Volendam: entre barcos y sabores del mar
Luego llegué a Volendam y sentí que había entrado en una postal: casitas de colores y barcos de pesca amarrados en el puerto. Aquí, el olor a mar se mezcla con el aroma de pescado fresco, y no pude resistirme a probar el tradicional «kibbeling», trozos de bacalao rebozados y fritos, acompañados de una salsa tártara irresistible. Me dejé llevar por las calles empedradas, curioseando en tiendas donde vendían desde trajes típicos hasta arenques en conserva.

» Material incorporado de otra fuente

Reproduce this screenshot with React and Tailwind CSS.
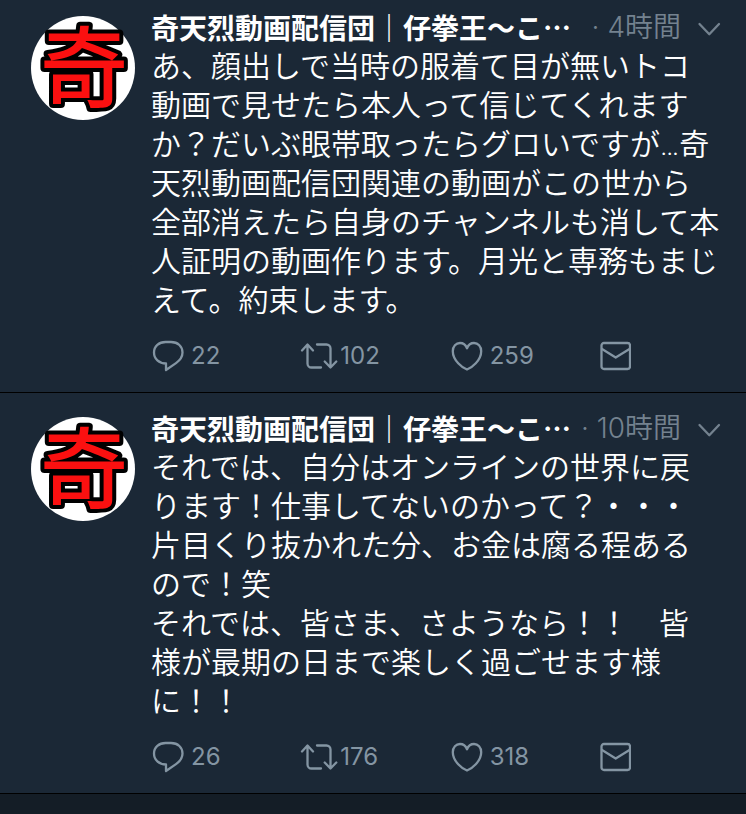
import React from 'react';
import clsx from 'clsx';

const AUTHOR = '奇天烈動画配信団｜仔拳王〜こ…';

const tweets = [
  {
    id: 1,
    time: '4時間',
    lines: [
      'あ、顔出しで当時の服着て目が無いトコ',
      '動画で見せたら本人って信じてくれます',
      'か？だいぶ眼帯取ったらグロいですが…奇',
      '天烈動画配信団関連の動画がこの世から',
      '全部消えたら自身のチャンネルも消して本',
      '人証明の動画作ります。月光と専務もまじ',
      'えて。約束します。',
    ],
    replies: 22,
    retweets: 102,
    likes: 259,
  },
  {
    id: 2,
    time: '10時間',
    lines: [
      'それでは、自分はオンラインの世界に戻',
      'ります！仕事してないのかって？・・・',
      '片目くり抜かれた分、お金は腐る程ある',
      'ので！笑',
      'それでは、皆さま、さようなら！！　皆',
      '様が最期の日まで楽しく過ごせます様',
      'に！！',
    ],
    replies: 26,
    retweets: 176,
    likes: 318,
  },
];

// --- Icons ---

const stroke = {
  fill: 'none',
  stroke: 'currentColor',
  strokeWidth: 2.3,
  strokeLinecap: 'round',
  strokeLinejoin: 'round',
  'aria-hidden': true,
};

function ReplyIcon() {
  return (
    <svg width="34" height="32" viewBox="0 0 34 32" {...stroke}>
      <path d="M15 23.5C8 23.5 3 19 3 12.500S8 2 14.500 2h5.500C27 2 31.500 6.500 31.500 12.500c0 5-2.500 7.800-6.500 10.600L15 30v-6.500z" />
    </svg>
  );
}

function RetweetIcon() {
  return (
    <svg width="38" height="32" viewBox="0 0 38 32" {...stroke}>
      <path d="M2 10.500L7.500 4.500l5.500 6M7.500 5V23.500a4 4 0 0 0 4 4H21" />
      <path d="M17 4.500h9.500a4 4 0 0 1 4 4v18.500M24.700 21.500l5.800 6 5.800-6" />
    </svg>
  );
}

function HeartIcon() {
  return (
    <svg width="34" height="32" viewBox="0 0 34 32" {...stroke}>
      <path d="M17 29.500C12.500 27.800 2.800 20.500 2.800 11.200 2.800 6.200 6 3 10 3c3.200 0 5.700 2 7 5.200C18.300 5 20.800 3 24 3c4 0 7.200 3.200 7.200 8.200C31.200 20.500 21.500 27.800 17 29.500z" />
    </svg>
  );
}

function MailIcon() {
  return (
    <svg width="32" height="32" viewBox="0 0 32 32" {...stroke}>
      <rect x="2.500" y="3" width="28.500" height="26" rx="2.500" />
      <path d="M3 9l13.700 8.500L30.500 9" />
    </svg>
  );
}

function ChevronIcon() {
  return (
    <svg width="24" height="16" viewBox="0 0 24 16" {...stroke}>
      <path d="M2.500 4l9.800 10.200L22 4" />
    </svg>
  );
}

function Avatar() {
  return (
    <svg
      className="mt-2 size-26 shrink-0 overflow-visible rounded-full bg-white"
      viewBox="0 0 104 104"
      role="img"
    >
      <text
        x="53"
        y="84"
        textAnchor="middle"
        className="fill-[#fb1010] stroke-black stroke-[8px] text-[88px] font-medium [paint-order:stroke] [stroke-linejoin:round]"
      >
        奇
      </text>
    </svg>
  );
}

// --- Tweet ---

function Action({ icon, label, count, tight }) {
  return (
    <button
      type="button"
      aria-label={count === undefined ? label : undefined}
      className={clsx('flex items-center', tight ? 'gap-0.5' : 'gap-1.5')}
    >
      {icon}
      {count !== undefined && <span className="font-['Inter',sans-serif] text-2xl">{count}</span>}
    </button>
  );
}

function Tweet({ tweet }) {
  return (
    <article className="flex gap-4 border-b border-black bg-[#1b2836] pt-4 pr-[25px] pb-4 pl-[31px] first:pt-2">
      <Avatar />
      <div className="min-w-0 flex-1">
        <header className="flex h-[39px] items-center text-[28px] leading-[39px] text-[#74828f]">
          <h2 className="min-w-0 truncate font-bold text-white">{AUTHOR}</h2>
          <span className="ml-auto shrink-0 font-['Inter','Noto_Sans_CJK_JP',sans-serif] font-[350] whitespace-nowrap">
            · {tweet.time}
          </span>
          <button type="button" aria-label="メニュー" className="ml-4 shrink-0">
            <ChevronIcon />
          </button>
        </header>

        <p className="font-['Roboto','Noto_Sans_CJK_JP',sans-serif] text-[30px] leading-[39px] font-[350] whitespace-pre text-white">
          {tweet.lines.join('\n')}
        </p>

        <div className="mt-4 grid h-10 grid-cols-[1fr_1fr_1fr_122px] text-[#8495a3]">
          <Action icon={<ReplyIcon />} label="返信" count={tweet.replies} />
          <Action icon={<RetweetIcon />} label="リツイート" count={tweet.retweets} tight />
          <Action icon={<HeartIcon />} label="いいね" count={tweet.likes} />
          <Action icon={<MailIcon />} label="ダイレクトメッセージ" />
        </div>
      </div>
    </article>
  );
}

function App() {
  return (
    <main lang="ja" className="min-h-screen bg-[#141d26] font-['Noto_Sans_CJK_JP',sans-serif]">
      {tweets.map((tweet) => (
        <Tweet key={tweet.id} tweet={tweet} />
      ))}
    </main>
  );
}

export default App;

Marken: una isla detenida en el tiempo
A pocos minutos en barco, Marken se presenta como un mundo aparte. Esta antigua isla —hoy conectada al continente por un dique— conserva sus raíces. Sus casas verdes, de madera, construidas sobre pilotes, parecen flotar sobre el paisaje. Caminé despacio por sus calles, casi en silencio, como si no quisiera romper la magia. Marken tiene algo especial: es pequeño, tranquilo y auténtico. Me enamoré de las ventanas de las casitas bellamente decoradas. Marken es un museo viviente, ideal para quienes buscan historia, calma y vistas que parecen postales.
Al final del día, mientras volvía a Ámsterdam, me di cuenta de que estos pueblos me habían regalado algo más que fotos bonitas.
Me ofrecieron una mirada a la vida sencilla y cuidada, a tradiciones que se mantienen vivas y profundamente ligadas a la historia de los Países Bajos. Si alguna vez estás en Holanda y querés sentir su esencia más pura, hace esta ruta. No te vas a arrepentir.
Un país que no se olvida
Mi viaje por los Países Bajos estaba finalizando. Lo que más me sorprendió fue la libertad. Ámsterdam no te juzga: te permite caminar a tu ritmo, vivir a tu manera. Es una ciudad que invita a ser auténtico, a mirar con otros ojos. Viajé solo, pero nunca me sentí solo. Y eso, para mí, es el verdadero encanto de esta ciudad.
Me fui con la sensación de que aún me quedaban cosas por descubrir, y quizás esa sea su magia. No la encontré a la querida Máxima, pero me fui lleno de regalos de este bellísimo e inolvidable país. Cuando me alejaba en el tren, supe que no era una despedida. Los Países Bajos se habían quedado conmigo para siempre. Nuevos destinos me esperan porque siempre, siempre hay mas historias por descubrir.